We were doing our own thing, more or less going to places recommended by the tourist guides but using local transport.  So we could see that not everyone is living in the lap of luxury.  Have a look at the men carrying goods on their backs for a pittance in the street photos.

So this is not an egalitarian country. Its three political parties are each, in their way, beholden to one or more of a handful of big family-controlled businesses or 'chaebol' and by big I mean very big. They dominate the South Korean economy and several have family members in politics. You will have heard of them. You see their products on our roads in our kitchens and entertainment areas and in people's hands everyday.  Samsung has now passed Apple (even in the US) as the largest supplier of mobile phones.  But that's just a fraction of the giant Samsung chaebol's business.  Similarly Hyundai and Kia cars and trucks are just a fraction of the business of the Hyundai chaebol and the next largest chaebol: LG (previously Lucky-Goldstar) also has a finger in many pies, beyond consumer electronics. Others in the top ten include the SK Group, energy, textiles and telecommunications, with close connections to a previous South Korean President. Influence is immediately obvious in the streets and in the shops.  Where are the Japanese cars, trucks or machinery?  Where are the foreign consumer goods?  The chaebols also own or control most of the international transport, wholesales, retailers and financial institutions. Other barriers to unwanted trade include the unique Korean language and script.
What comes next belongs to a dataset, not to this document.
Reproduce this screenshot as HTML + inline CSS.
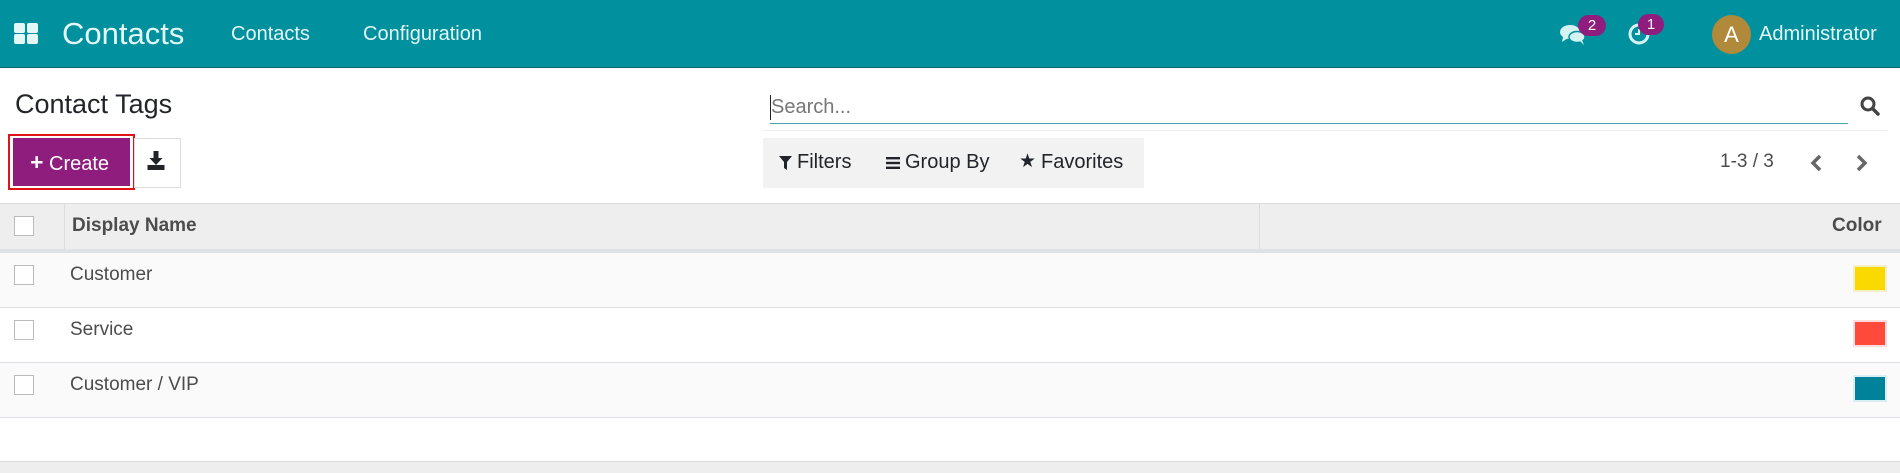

Elsewhere in the world this level of political influence, oligopoly and business collusion and hidden trade barriers would be illegal corrupt practice. Yet, like the United States and Japan, Korea is a democracy in which corrupt officials can be removed and have been.  For example, according to Wikipedia:

In 2015, Lee Wan-koo, the prime minister resigned following evidence that he had corruptly received money from Sung Wan-jong, a construction tycoon who committed suicide, leaving a note implicating the PM. The President was also damaged by the revelations.
[Also] in 2015 a report by the Organization for Economic Cooperation and Development (OECD) found that "almost 70% of South Koreans distrust their government, while less than 30% of them are confident in the nation's judicial system." This rate is significantly lower than the OECD average, which was 41.8%.
The government has since taken steps to fight corruption, such as the Act on the Protection of Public Interest Whistle-Blowers.
"However, large chaebols pose significant difficulties as illicit business behaviour is still common among them. Their powerful role in South Korea's economy has made corruption investigation very difficult."
 

 

Yet most of the voting-age population is registered to vote and most do, indicating a high level of political awareness and motivation.  So South Korea is actually more 'democratic', in the sense of rule by the people, than the US or Japan, where only about half those of voting age actually vote, yet where big businesses and other interests also exert significant, although less obvious, political influence through electoral donations. 

No doubt things for the common person in South Korea are better than they were.  And had we visited in the 1980's I'm sure we would be amazed today by the changes and improvements in overall well-being, as reflected in life expectancy and material wealth.

On this trip we stopped off in China on the way home to Sydney.  It's another country where the rich are getting very rich, so that expensive European cars and Swiss watches abound, and the poor are getting a lot better off too.